** What you have to do **
Set down word for word each line from the start of the listing through the line that contains "import React from", both included.

** Recorded information **
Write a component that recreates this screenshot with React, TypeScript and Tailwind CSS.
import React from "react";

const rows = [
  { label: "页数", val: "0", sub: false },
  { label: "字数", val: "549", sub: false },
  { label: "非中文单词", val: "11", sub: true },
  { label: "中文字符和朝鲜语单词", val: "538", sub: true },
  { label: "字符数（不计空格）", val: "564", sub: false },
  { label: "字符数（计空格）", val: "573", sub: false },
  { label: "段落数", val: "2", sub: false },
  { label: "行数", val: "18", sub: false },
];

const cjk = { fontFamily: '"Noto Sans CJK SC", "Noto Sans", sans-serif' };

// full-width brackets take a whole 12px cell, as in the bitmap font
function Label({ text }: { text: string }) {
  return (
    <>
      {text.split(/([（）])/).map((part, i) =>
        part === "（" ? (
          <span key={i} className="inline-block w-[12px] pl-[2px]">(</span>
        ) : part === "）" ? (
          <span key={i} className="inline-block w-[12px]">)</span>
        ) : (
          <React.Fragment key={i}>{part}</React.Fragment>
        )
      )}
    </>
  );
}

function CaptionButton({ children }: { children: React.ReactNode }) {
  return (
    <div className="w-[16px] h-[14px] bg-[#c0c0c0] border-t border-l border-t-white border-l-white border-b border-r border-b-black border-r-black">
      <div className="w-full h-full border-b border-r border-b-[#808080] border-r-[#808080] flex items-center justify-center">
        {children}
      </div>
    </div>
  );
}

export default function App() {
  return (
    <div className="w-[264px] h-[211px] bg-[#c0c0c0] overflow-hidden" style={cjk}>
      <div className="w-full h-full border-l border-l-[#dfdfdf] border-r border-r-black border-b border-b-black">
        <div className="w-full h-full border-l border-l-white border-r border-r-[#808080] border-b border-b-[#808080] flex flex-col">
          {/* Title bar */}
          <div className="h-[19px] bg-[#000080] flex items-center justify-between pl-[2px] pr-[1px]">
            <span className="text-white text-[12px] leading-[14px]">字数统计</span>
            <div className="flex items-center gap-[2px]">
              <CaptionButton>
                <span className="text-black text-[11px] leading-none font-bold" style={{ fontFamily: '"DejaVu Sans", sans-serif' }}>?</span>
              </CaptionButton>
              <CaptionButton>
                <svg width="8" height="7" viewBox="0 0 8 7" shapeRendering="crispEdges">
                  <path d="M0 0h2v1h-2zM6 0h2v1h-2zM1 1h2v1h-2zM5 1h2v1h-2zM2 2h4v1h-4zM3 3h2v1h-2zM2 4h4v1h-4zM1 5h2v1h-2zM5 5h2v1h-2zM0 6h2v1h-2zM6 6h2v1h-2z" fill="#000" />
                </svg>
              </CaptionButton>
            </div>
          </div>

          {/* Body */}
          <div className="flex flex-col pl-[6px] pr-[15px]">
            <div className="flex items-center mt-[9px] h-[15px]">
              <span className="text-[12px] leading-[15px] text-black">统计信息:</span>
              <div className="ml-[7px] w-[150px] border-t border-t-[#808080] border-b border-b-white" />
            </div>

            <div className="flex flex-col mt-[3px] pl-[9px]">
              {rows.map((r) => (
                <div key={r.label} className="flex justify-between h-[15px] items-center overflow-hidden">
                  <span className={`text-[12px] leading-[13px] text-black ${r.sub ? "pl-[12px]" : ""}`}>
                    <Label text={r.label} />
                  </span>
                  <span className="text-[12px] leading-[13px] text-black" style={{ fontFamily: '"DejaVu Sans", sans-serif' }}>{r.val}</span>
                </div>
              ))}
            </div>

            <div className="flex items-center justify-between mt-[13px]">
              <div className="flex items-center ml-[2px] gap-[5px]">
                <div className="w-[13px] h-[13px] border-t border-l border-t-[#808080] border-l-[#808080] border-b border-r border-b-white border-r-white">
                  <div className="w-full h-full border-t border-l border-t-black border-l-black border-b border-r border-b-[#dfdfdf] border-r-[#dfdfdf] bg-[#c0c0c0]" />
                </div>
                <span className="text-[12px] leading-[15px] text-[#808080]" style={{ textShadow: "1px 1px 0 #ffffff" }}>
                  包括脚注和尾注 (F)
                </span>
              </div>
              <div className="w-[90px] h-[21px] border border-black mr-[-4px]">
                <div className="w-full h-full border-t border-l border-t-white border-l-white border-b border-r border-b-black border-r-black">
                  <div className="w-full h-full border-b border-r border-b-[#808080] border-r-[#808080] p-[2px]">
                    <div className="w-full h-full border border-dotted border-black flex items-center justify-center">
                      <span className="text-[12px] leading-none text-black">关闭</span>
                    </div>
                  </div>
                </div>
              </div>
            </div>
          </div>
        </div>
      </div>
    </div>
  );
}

** Right answer **
Write a component that recreates this screenshot with React, TypeScript and Tailwind CSS.
import React from "react";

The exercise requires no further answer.